10 things you should know about this week
Fourth Street Live • 581-1332
Various prices and times
Former Christina Ricci fiancée Owen Benjamin is also known for his comedy, including a Comedy Central special and appearances on “Chelsea Lately,” “Nick Swardson’s Pretend Time” and “Punk’d,” plus 10 turns on Jay Leno’s attempt at a “Tonight Show.” He’s also an occasional movie actor (perhaps you remember his work as Marvin the Butler in “The House Bunny”?). The man legally known as Owen Smith kicks off another year of promising comedic options at our Improv, with upcoming acts such as John Witherspoon, Pauly Shore, Steve Rannazzisi, D.L. Hughley, Bert Kreischer and Andrew “Dice” Clay serving up many different styles of stand-up. Benjamin, who recently appeared in Adam Sandler’s “Jack & Jill,” made more than 90 flights this fall as he attempted to set a record for most airports visited in a month. So expect plenty of airline humor. —Peter Berkowitz
Jan. 5-6, 12-13, 19-20
1205 E. Washington St. • 713-6178
$18-$20; 7:30 p.m.
January’s a banner month in Louisville for Sarah Ruhl fans — before her Tony Award-nominated “In the Next Room (or the Vibrator Play)” opens at Actors Theatre later this month, you can check out her acclaimed and inventive re-imagining of the Orpheus story in “Eurydice” at the Alley Theater. Directed by Kathi E.B. Ellis, “Eurydice” flips the script and tells the classic myth from the eponymous heroine’s point of view, in which Eurydice falls to her death and arrives in the underworld under the care of her father, whom she doesn’t recognize, while lovesick Orpheus attempts to retrieve her by charming the underworld gods with his music (in a pre-modern Lloyd Dobler move). In Ruhl’s version, the story’s not necessarily about Orpheus’ attempts to save the woman he loves, but rather about torn allegiances between memory and moving on, between what a woman has and all that she’s lost. —Erin Keane
Friday, Jan. 6
2106 Frankfort Ave. • 899-9904
Free; 6:30 p.m.
The impressively named Israeli guitarist Roni Ben-Hur drops in with Jeff Sherman, John Goldsby and Michael Ferraraccio for this special event, which just happens to overlap with the Jazz Education Network’s conference (see page 19 for the full story) this week.
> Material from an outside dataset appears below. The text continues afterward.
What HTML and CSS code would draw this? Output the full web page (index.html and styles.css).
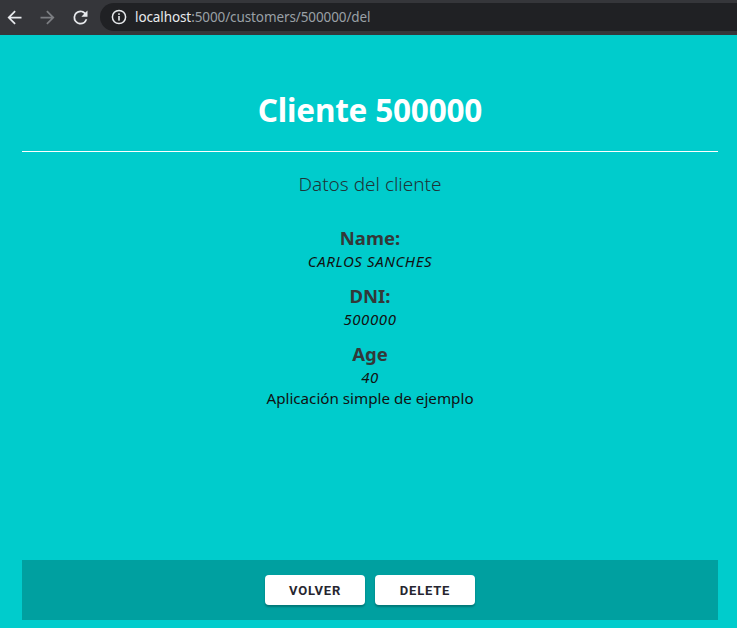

Ben-Hur, a resident of Manhattan since 1985, recently released an album, Mojave, a collaboration with Brazilian bassist Nilson Matta, and has toured to much acclaim from here to Croatia and back again. Goldsby, the bassist with the WDR Big Band in Cologne, Germany, is also known and loved around here for his 2008 recording, Live at the Nachbar, with our Jacob Duncan and Jason Tiemann. Local percussionist Michael Ferraraccio and guitarist Jeff Sherman round out the quartet, adding some Hot Brown to this smorgasbord. —Peter Berkowitz
Friday, Jan. 6
St. John United Church of Christ
637 E. Market St.
Free; 7:30 & 8:30 p.m.
For this special “First Friday Cantata Series” performance, a new monthly series at St. John UCC, the Period Instrument Ensemble boys are joined by soprano Kelly Ballou for two Trolley Hop-friendly blasts of baroque/classical jamz. Handel’s “Crudel Tiranno Amor” will be served up here, for those of you who totally thought Melanie Amaro killed that particular cantata on “The X Factor” — wait, what? No, she totally — well, anyway, you’ll be in NuLu, it’ll be 55 degrees outside, and this is some great culture provided by your neighbors for free in between sips of chardonnay. Everybody wins. The duo, harpsichordist John Austin Clark and violinist Nicolas Fortin, have years of education and performance experience under their otherwise relatively youthful hats, and offer Louisville hope for pre-jazz/rock music in a city with O.P.P. (Orchestra Payment Problems). —Peter Berkowitz
‘The Amazing Mr. Duke’
Wayside Expression Gallery
120 W. Broadway • 836-7661
Opening Reception: Jan. 6, 5-9 p.m.
Joseph McGee recalls a black and white cat entering his studio nightly through a swinging door he installed. He pays homage to his “very cool” feline friend as the main character in “The Amazing Mr. Duke,” his book now on display at the Wayside Gallery. McGee promised his daughter a book as a child, and this fulfills his promise to Tasha, an accomplished fiber artist. McGee’s illustrative style brings Mr. Duke to life; the book is “a one-time thing; I like to switch around,” he says. Drawn with clean lines and accented with soft tones, colorful characters join Mr. Duke’s adventure. “In my mind, the work takes place in a nether world where Mr. Duke wants to join the circus set of Frida Kahlo and Diego Rivera,” McGee explains. The exhibit includes 26 prints with text. —Allison Ray
Jan. 6-Feb. 11
610 E. Market St. • 585-5646
I love it when people say artists are a little crazy. Their willingness, craziness if you will, to self-examine creates art that can make a viewer question, well, everything. In “Autobiographies,” Joel McDonald and Sarah Lyon are giving us a peek at how they see themselves in their world. “My main theme is autobiography and identity through fiction,” says McDonald. “The story we create that defines us, how we view reality, and how we interact with the world.” His dark fantastical drawings “… show what happens when you brood.”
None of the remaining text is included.